Race for Rivers combined paddle boarding with water quality testing and data collection every 5km, during a 642km challenge across the length of England’s waterways. Over 100 amazing volunteers signed up to paddle various distances and together they recorded more than 420 samples during September and October 2023.
Our community scientists looked at five different water quality parameters including coliform bacteria, phosphates, pH, nitrites and nitrates. Every reading was documented in Planet Patrol’s app to give a real-time view into water health across the country.
The findings come as the UK government announced its new nature package to restore 600km of rivers nationwide – less than the distance covered in this pioneering 28-day challenge.

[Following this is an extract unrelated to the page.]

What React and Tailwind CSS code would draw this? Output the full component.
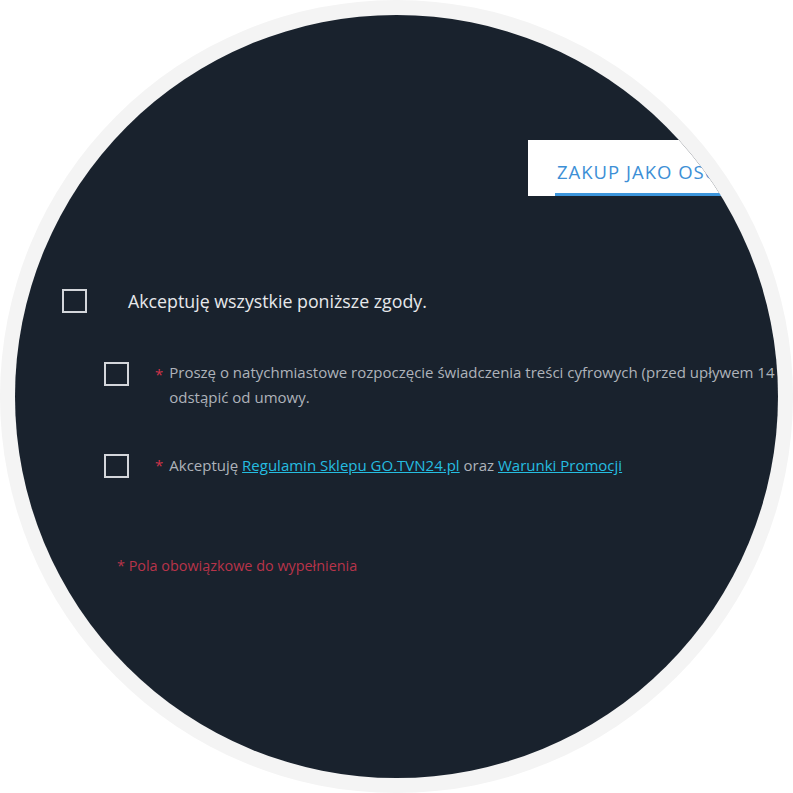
export default function App() {
  const font = { fontFamily: '"Open Sans", "Noto Sans", sans-serif' };
  return (
    <div className="w-[793px] h-[793px] bg-white" style={font}>
      <div className="w-[793px] h-[793px] rounded-full bg-[#f4f4f4] p-[15px]">
        <div className="w-full h-full rounded-full bg-[#19222d] overflow-hidden">
          <div className="pt-[125px]">
            <div className="pl-[513px]">
              <div className="w-[320px] h-[56px] bg-white pl-[27px] flex items-end">
                <span className="px-[2px] pb-[10px] border-b-[3px] border-[#3d96dc] text-[18.5px] tracking-[1px] leading-[22px] text-[#3d8fd6] whitespace-nowrap">
                  ZAKUP JAKO OSOBA PRYWATNA
                </span>
              </div>
            </div>

            <div className="mt-[92px] pl-[47px] flex items-center">
              <div className="w-[25px] h-[24px] border-2 border-[#d3d6da] shrink-0" />
              <span className="ml-[41px] text-[17.8px] text-[#e6e8eb] whitespace-nowrap">
                Akceptuję wszystkie poniższe zgody.
              </span>
            </div>

            <div className="mt-[47px] pl-[89px] flex items-start">
              <div className="w-[25px] h-[24px] border-2 border-[#d3d6da] shrink-0" />
              <span className="ml-[26px] text-[15px] text-[#d0344a] leading-[24px]">*</span>
              <div className="ml-[6px] -mt-[2px] text-[15px] leading-[25px] text-[#aeb3ba] whitespace-nowrap">
                <div>Proszę o natychmiastowe rozpoczęcie świadczenia treści cyfrowych (przed upływem 14 dni od zawarcia umowy), co oznacza utratę prawa, by</div>
                <div>odstąpić od umowy.</div>
              </div>
            </div>

            <div className="mt-[44px] pl-[89px] flex items-center">
              <div className="w-[25px] h-[24px] border-2 border-[#d3d6da] shrink-0" />
              <span className="ml-[26px] text-[15px] text-[#d0344a]">*</span>
              <span className="ml-[6px] text-[15px] text-[#aeb3ba] whitespace-nowrap">
                Akceptuję{" "}
                <a className="text-[#25bde0] underline">Regulamin Sklepu GO.TVN24.pl</a>{" "}
                oraz{" "}
                <a className="text-[#25bde0] underline">Warunki Promocji</a>
              </span>
            </div>

            <div className="mt-[77px] pl-[102px] text-[14.4px] text-[#b8344a] whitespace-nowrap">
              * Pola obowiązkowe do wypełnienia
            </div>
          </div>
        </div>
      </div>
    </div>
  );
}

Shockingly, the data revealed a staggering 83% of waterways tested across England showed evidence of sewage pollution, surpassing the established threshold levels of coliform bacteria deemed safe for human bathing.
Results also showed 74% of the testing sites failed to meet current phosphate standards, with alarming rates observed in the River Thames (93% failure rate) and the River Wey (88% failure rate).
Additionally, elevated levels of nitrates were recorded at 42% of the sites. Nitrates and phosphates, common forms of nutrient pollution stemming from wastewater treatment, sewage, and agriculture, pose severe threats to aquatic environments. These pollutants can contribute to harmful algal blooms and oxygen depletion in the water, posing risks to both biodiversity and public health.
Our partner academic Dr. Thomas Stanton from Loughborough University commented on the significance of the Race for Rivers initiative: “Race for Rivers has highlighted the potential of community engagement in advancing our understanding of Britain’s blue and green spaces. While concerning, the results of the Race for Rivers testing are not surprising and emphasise the need for concerted monitoring efforts in our freshwaters.”
This initiative begins to address the huge information deficit left from an 88% reduction in water quality monitoring over the last decade by the Environment Agency – from 160,000 samples in 2013 to just 19,400 in 2023.
Planet Patrol’s founder, Lizzie Carr MBE said: “Our findings come as the government announces plans to restore 600km of rivers as part of its wider nature package, but no dates are in place to complete the restoration and there are no plans for the remaining 199,400kms of rivers also in a current state of emergency. This pledge doesn’t scratch the surface of what’s needed to restore our rivers.
Empowering individuals through community science is not just a response to the inadequacies of government funding and testing — it’s a revolutionary force in filling crucial information gaps left by the current lack of comprehensive monitoring. Community science has proven itself to be a formidable tool, offering credible and robust data collection capabilities that efficiently span widespread areas. This initiative is not just about gathering data; it’s a testament to the collective anger and determination of people who demand meaningful action to address the escalating water quality crisis.”
We want to thank all of our volunteers, pacesetters and supporters for taking acton and getting involved in Race for Rivers. We couldn’t have done it without you.